Given data:
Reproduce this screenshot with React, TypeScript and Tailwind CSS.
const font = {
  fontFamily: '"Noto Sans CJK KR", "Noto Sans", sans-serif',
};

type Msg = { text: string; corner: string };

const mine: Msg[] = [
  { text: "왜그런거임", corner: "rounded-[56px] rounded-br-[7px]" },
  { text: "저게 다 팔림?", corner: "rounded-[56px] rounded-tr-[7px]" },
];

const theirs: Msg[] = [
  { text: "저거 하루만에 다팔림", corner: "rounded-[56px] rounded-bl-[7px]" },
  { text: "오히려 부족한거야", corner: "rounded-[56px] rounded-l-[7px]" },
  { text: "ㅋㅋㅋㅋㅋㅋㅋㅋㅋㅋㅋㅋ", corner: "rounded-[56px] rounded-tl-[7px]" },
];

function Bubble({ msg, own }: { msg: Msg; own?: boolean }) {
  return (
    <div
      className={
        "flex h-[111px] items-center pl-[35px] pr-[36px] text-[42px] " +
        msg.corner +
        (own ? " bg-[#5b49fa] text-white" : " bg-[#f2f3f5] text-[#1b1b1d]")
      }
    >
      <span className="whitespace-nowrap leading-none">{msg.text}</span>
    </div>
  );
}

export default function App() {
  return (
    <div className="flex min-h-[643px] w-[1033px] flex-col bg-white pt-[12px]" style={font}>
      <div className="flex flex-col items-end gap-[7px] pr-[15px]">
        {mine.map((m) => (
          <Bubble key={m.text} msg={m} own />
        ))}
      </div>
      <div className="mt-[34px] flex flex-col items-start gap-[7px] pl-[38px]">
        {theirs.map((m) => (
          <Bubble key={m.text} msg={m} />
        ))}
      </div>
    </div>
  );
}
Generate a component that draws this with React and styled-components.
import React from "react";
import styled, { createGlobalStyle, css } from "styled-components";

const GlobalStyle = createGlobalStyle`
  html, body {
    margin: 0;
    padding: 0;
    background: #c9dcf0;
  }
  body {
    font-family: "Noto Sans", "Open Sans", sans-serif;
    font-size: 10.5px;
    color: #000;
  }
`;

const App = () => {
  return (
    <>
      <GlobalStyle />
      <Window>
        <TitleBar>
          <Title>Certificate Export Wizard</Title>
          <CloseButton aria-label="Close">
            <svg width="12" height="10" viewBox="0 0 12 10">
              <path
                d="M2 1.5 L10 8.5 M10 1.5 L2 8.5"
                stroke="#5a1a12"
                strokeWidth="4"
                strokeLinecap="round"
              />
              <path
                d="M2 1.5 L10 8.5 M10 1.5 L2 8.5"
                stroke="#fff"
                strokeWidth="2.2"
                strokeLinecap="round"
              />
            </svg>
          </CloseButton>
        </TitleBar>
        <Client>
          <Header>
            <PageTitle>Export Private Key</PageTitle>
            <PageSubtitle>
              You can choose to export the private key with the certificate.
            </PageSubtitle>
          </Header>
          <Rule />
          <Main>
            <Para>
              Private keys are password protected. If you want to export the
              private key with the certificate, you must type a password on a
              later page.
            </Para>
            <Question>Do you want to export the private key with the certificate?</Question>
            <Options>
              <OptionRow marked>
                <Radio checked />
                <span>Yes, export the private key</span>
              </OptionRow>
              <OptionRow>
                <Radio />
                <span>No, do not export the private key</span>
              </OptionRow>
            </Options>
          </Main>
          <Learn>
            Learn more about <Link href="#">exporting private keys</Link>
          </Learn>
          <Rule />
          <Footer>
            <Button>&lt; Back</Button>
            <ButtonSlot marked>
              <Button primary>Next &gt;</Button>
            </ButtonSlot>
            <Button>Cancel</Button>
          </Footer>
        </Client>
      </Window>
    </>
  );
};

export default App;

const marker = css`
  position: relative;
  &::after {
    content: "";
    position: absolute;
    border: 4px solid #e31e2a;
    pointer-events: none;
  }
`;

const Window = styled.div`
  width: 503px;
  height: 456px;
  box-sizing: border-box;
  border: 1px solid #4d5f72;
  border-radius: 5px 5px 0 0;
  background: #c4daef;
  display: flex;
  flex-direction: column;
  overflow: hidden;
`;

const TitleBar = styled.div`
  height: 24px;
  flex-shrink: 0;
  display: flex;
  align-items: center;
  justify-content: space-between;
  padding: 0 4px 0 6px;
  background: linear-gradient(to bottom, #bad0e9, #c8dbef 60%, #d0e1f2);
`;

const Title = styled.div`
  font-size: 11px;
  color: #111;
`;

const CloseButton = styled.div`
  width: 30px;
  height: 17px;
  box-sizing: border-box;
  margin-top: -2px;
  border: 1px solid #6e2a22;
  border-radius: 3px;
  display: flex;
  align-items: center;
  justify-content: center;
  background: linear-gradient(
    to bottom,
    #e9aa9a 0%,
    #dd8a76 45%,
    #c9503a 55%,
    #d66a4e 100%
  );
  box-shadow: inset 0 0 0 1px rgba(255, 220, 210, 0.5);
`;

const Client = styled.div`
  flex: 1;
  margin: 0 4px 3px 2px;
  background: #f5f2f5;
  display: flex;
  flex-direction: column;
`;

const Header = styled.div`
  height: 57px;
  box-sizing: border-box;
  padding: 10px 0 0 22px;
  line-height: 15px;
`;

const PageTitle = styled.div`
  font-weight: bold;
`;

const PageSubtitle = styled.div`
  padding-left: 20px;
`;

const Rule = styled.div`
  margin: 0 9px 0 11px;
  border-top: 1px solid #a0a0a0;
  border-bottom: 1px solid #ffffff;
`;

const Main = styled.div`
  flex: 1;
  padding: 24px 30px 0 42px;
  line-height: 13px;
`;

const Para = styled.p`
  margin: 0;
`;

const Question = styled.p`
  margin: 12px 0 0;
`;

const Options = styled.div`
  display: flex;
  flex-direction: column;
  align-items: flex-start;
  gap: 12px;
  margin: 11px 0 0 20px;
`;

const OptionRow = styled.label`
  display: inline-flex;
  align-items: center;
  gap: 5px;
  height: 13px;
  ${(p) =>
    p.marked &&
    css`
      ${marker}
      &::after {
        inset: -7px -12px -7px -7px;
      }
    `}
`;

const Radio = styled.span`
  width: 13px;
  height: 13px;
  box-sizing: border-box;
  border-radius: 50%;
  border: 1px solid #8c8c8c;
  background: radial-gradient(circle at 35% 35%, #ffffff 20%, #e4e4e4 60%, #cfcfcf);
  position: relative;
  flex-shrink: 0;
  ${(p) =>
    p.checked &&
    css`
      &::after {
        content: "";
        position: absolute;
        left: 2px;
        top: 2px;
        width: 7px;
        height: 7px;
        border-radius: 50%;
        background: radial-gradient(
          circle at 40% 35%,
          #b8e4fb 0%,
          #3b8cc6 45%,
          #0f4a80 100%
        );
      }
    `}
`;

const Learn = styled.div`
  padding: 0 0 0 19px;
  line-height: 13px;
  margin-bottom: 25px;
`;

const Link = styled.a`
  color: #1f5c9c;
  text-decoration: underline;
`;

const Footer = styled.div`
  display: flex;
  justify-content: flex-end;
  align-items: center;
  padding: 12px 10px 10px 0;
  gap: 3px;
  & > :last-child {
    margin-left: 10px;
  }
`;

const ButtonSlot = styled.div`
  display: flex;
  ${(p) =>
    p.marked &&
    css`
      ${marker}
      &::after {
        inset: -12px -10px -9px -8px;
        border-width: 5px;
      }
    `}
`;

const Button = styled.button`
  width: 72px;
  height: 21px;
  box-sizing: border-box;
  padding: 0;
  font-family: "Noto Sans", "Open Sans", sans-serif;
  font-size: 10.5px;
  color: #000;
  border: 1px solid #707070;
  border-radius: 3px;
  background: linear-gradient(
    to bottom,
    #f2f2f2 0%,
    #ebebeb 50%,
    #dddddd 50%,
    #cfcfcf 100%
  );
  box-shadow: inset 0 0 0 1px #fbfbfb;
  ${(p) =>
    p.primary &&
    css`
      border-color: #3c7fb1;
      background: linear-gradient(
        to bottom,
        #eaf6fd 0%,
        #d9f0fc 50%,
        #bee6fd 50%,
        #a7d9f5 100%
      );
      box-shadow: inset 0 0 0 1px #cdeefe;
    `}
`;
...
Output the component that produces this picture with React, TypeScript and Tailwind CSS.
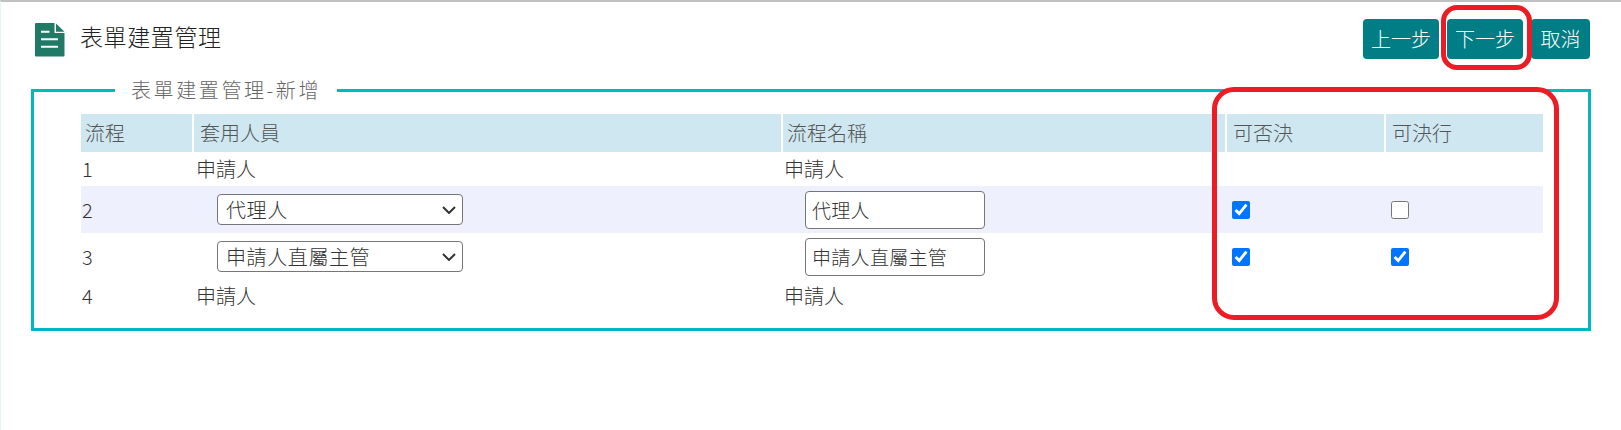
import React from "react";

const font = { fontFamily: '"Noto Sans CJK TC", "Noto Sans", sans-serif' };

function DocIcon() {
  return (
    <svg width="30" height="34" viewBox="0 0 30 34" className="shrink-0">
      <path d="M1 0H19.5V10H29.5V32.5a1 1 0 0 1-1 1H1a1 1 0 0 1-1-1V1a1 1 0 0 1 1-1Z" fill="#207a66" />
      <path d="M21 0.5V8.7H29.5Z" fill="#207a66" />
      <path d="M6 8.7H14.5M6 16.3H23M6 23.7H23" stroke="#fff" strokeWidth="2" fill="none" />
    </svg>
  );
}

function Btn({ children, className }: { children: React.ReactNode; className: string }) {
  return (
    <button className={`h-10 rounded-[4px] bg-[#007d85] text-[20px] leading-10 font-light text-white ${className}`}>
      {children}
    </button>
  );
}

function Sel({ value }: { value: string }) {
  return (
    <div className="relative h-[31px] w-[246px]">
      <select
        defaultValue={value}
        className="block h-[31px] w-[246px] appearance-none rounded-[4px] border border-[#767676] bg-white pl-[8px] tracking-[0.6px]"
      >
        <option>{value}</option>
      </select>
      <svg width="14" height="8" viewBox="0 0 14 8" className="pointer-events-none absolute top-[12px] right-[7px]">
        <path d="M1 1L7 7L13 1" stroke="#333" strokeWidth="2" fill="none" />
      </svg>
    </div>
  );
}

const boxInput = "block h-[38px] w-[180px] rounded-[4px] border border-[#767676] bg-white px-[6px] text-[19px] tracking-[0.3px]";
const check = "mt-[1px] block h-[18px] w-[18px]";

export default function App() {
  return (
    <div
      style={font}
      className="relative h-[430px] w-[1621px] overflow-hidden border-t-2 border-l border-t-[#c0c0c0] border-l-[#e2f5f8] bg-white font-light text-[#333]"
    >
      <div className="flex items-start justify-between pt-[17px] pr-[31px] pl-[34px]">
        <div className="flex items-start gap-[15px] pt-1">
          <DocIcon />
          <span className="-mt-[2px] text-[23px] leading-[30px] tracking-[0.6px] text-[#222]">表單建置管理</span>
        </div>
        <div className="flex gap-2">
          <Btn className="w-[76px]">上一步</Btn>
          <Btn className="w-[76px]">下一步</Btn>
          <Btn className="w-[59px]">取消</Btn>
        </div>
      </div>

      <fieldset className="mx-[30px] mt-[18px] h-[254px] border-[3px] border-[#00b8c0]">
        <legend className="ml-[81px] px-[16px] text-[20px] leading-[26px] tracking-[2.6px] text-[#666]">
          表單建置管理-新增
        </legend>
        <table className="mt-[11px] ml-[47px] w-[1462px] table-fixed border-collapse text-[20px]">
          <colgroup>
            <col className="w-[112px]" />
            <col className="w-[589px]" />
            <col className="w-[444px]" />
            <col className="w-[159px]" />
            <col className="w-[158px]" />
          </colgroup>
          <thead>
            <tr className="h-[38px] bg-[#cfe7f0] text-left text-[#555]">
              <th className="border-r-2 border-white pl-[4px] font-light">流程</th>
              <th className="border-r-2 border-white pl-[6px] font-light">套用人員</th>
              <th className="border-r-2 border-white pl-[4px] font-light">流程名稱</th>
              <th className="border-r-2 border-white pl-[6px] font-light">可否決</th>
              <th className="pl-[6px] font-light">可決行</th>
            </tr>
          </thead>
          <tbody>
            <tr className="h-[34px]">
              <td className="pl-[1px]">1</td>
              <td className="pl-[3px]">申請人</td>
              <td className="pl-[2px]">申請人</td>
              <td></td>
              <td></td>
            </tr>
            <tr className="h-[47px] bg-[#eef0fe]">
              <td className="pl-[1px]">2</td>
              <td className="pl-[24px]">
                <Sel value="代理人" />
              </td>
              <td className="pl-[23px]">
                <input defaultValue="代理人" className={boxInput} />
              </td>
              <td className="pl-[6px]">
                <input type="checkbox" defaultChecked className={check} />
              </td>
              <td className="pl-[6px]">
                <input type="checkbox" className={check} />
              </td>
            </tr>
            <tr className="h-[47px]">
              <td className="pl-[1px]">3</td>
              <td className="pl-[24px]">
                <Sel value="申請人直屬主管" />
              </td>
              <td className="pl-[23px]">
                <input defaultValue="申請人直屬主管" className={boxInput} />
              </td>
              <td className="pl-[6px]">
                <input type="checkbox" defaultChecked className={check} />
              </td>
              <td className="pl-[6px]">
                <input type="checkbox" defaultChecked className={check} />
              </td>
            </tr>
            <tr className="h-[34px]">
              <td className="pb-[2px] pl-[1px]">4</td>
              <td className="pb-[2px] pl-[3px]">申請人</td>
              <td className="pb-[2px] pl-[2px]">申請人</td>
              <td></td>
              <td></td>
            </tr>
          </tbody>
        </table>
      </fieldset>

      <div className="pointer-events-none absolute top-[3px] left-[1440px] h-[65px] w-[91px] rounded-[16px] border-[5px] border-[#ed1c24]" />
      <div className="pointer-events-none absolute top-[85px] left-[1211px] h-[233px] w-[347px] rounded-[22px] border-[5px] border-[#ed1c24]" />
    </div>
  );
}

Problem description: List every line above that contains the word "TypeScript".

The response:
Reproduce this screenshot with React, TypeScript and Tailwind CSS.
Output the component that produces this picture with React, TypeScript and Tailwind CSS.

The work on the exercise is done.